Editorial Analysis Prelims Plus
Why is in news? PM pays tributes to Former Vice President of India, Shri Bhairon Singh Shekhawat on his 100th birth anniversary
Bhairon Singh Shekhawat (23 October 1925 – 15 May 2010) was the 11th vice president of India.
He served in that position from August 2002, when he was elected to a five-year term by the electoral college following the death of Krishan Kant, until he resigned on 21 July 2007, after losing the presidential election to Pratibha Patil.
Bhairon Singh Shekhawat was a member of the Bharatiya Janata Party.
He served as the Chief Minister of Rajasthan three times, from 1977 to 1980, 1990 to 1992 and 1993 to 1998.
He represented several constituencies in Rajasthan Vidhan Sabha from 1952 to 2002. He was also awarded Padma Bhushan in the year 2003.
He was born in 1925 to a Rajput family in the village of Khachriyawas, then in Sikar district, Rajputana Agency, British India.
Referred to as "Rajasthan ka ek hi Singh" (The only lion of Rajasthan) or "Babosa" (Head of the family of Rajasthan) and affectionately as Bhairon Baba, Bhairon Singh Shekhawat entered politics in 1952.

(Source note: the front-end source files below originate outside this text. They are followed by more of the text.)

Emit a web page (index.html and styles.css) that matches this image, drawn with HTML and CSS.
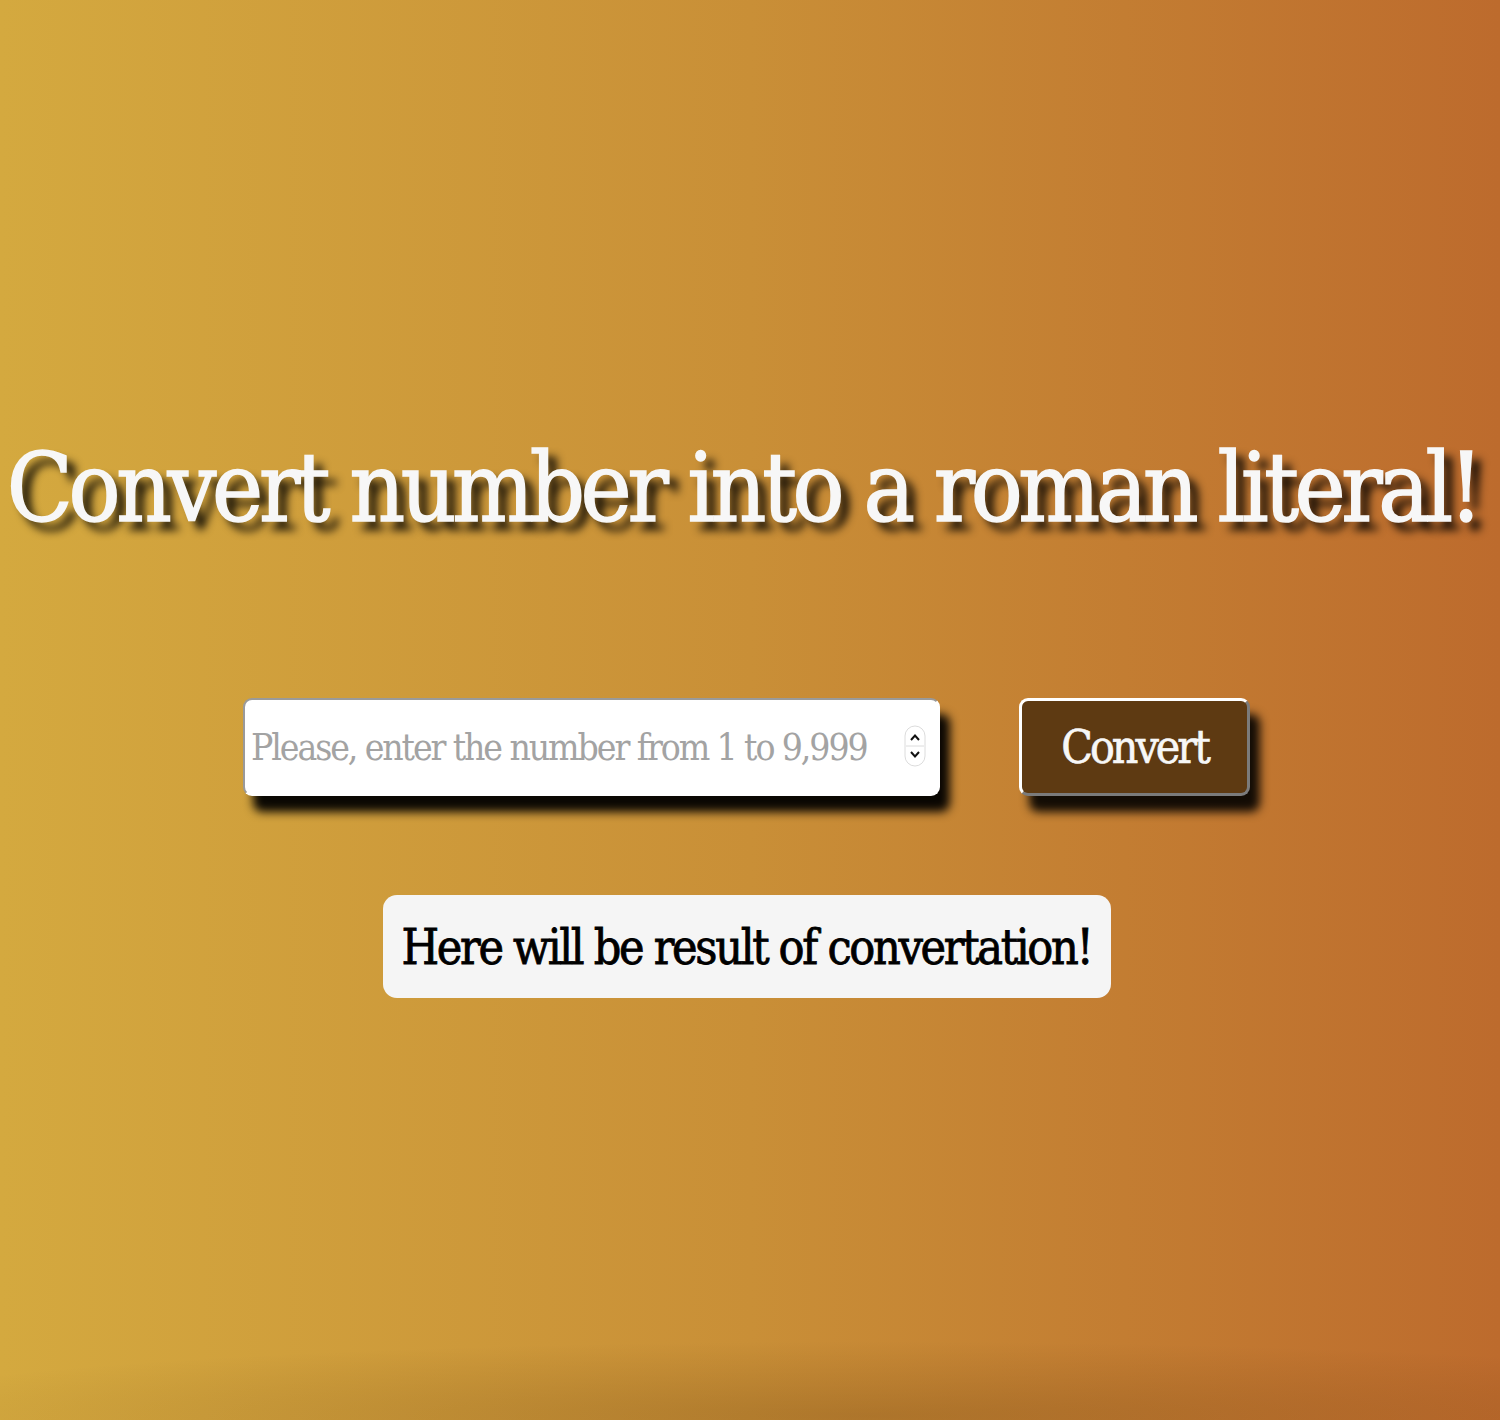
FILE: index.html
```html
<!DOCTYPE html>
<html lang="en">
<head>
<meta charset="utf-8">
<title>Roman converter</title>
<link rel="stylesheet" href="styles.css">
</head>
<body>
<main class="page">
  <h1 class="title">Convert number into a roman literal!</h1>
  <form class="controls" onsubmit="return false">
    <div class="field">
      <input class="number-input" type="number" min="1" max="9999" placeholder="Please, enter the number from 1 to 9,999">
      <svg class="spinner" width="22" height="42" viewBox="0 0 22 42" aria-hidden="true">
        <rect x="1" y="1" width="20" height="40" rx="10" fill="#fff" stroke="#dcdcdc"/>
        <line x1="2" y1="21" x2="20" y2="21" stroke="#dcdcdc"/>
        <path d="M7 15 L11 10.5 L15 15" fill="none" stroke="#111" stroke-width="2"/>
        <path d="M7 27 L11 31.5 L15 27" fill="none" stroke="#111" stroke-width="2"/>
      </svg>
    </div>
    <button class="convert-btn" type="submit">Convert</button>
  </form>
  <div class="result">Here will be result of convertation!</div>
</main>
</body>
</html>
```

FILE: styles.css
```css
* { box-sizing: border-box; }
html {
  height: 100%;
  background:
    radial-gradient(ellipse 1050px 75px at 58% 1416px, rgba(70,35,0,0.2), rgba(70,35,0,0.08) 60%, rgba(70,35,0,0) 100%) no-repeat,
    linear-gradient(to right, #d4a93f 0%, #c98f37 50%, #bd6b2d 100%);
}
body {
  margin: 0;
  min-height: 1420px;
  font-family: "DejaVu Serif Condensed", "DejaVu Serif", serif;
}
.page {
  display: flex;
  flex-direction: column;
  align-items: center;
  padding-top: 428px;
}
.title {
  margin: 0 0 0 -14px;
  font-weight: normal;
  font-size: 96px;
  line-height: 120px;
  color: #f7f7f7;
  letter-spacing: -4.3px;
  -webkit-text-stroke: 1.5px #f7f7f7;
  text-shadow: 9px 9px 9px rgba(0,0,0,0.9);
  white-space: nowrap;
}
.controls {
  display: flex;
  align-items: center;
  gap: 79px;
  margin: 150px 0 0 -7px;
}
.field {
  position: relative;
  display: flex;
}
.number-input {
  width: 697px;
  height: 98px;
  padding: 0 14px 0 6px;
  border: 2px solid #fff;
  border-top-color: #9a9a9a;
  border-left-color: #9a9a9a;
  border-radius: 9px;
  background: #fff;
  font-family: inherit;
  font-size: 37px;
  letter-spacing: -2.1px;
  color: #333;
  box-shadow: 10px 16px 10px rgba(0,0,0,0.95);
  outline: none;
  -moz-appearance: textfield;
}
.number-input::placeholder { color: #a3a3a3; }
.number-input::-webkit-inner-spin-button,
.number-input::-webkit-outer-spin-button {
  -webkit-appearance: none;
  margin: 0;
}
.spinner {
  position: absolute;
  left: 661px;
  top: 27px;
  pointer-events: none;
}
.convert-btn {
  width: 231px;
  height: 98px;
  border: 3px solid #fff;
  border-right-color: #7b7b7b;
  border-bottom-color: #7b7b7b;
  border-radius: 9px;
  background: #5e3a12;
  color: #f7f7f7;
  font-family: inherit;
  font-size: 46px;
  letter-spacing: -3px;
  -webkit-text-stroke: 0.6px #f7f7f7;
  box-shadow: 10px 16px 10px rgba(0,0,0,0.9);
  cursor: pointer;
}
.result {
  margin-top: 99px;
  margin-left: -7px;
  width: 728px;
  height: 103px;
  display: flex;
  align-items: center;
  justify-content: center;
  background: #f5f5f5;
  border-radius: 14px;
  font-size: 48px;
  letter-spacing: -2.3px;
  -webkit-text-stroke: 0.8px #000;
  color: #000;
}
```
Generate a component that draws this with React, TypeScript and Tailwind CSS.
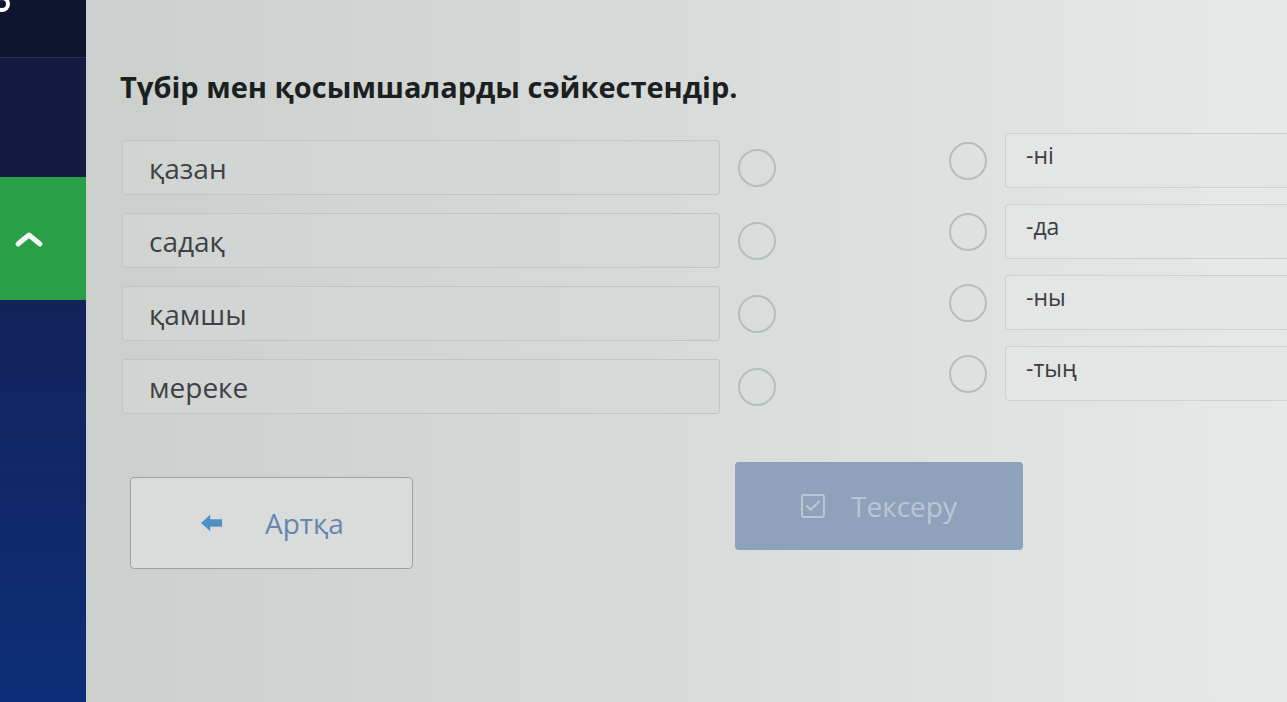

He played the most crucial role in removing Sati (practice) from Rajasthan as a part of their culture, especially among Rajput community.
Shekhawat started the "Antyoday Yojna" scheme, which was intended to uplift the poorest of the poor. The chairman of the World Bank, Robert McNamara, referred to him as the Rockefeller of India.
Bhairon Singh Shekhawat succumbed to cancer and other related health problems, and died on 15 May 2010 at the Sawai Man Singh Hospital in Jaipur.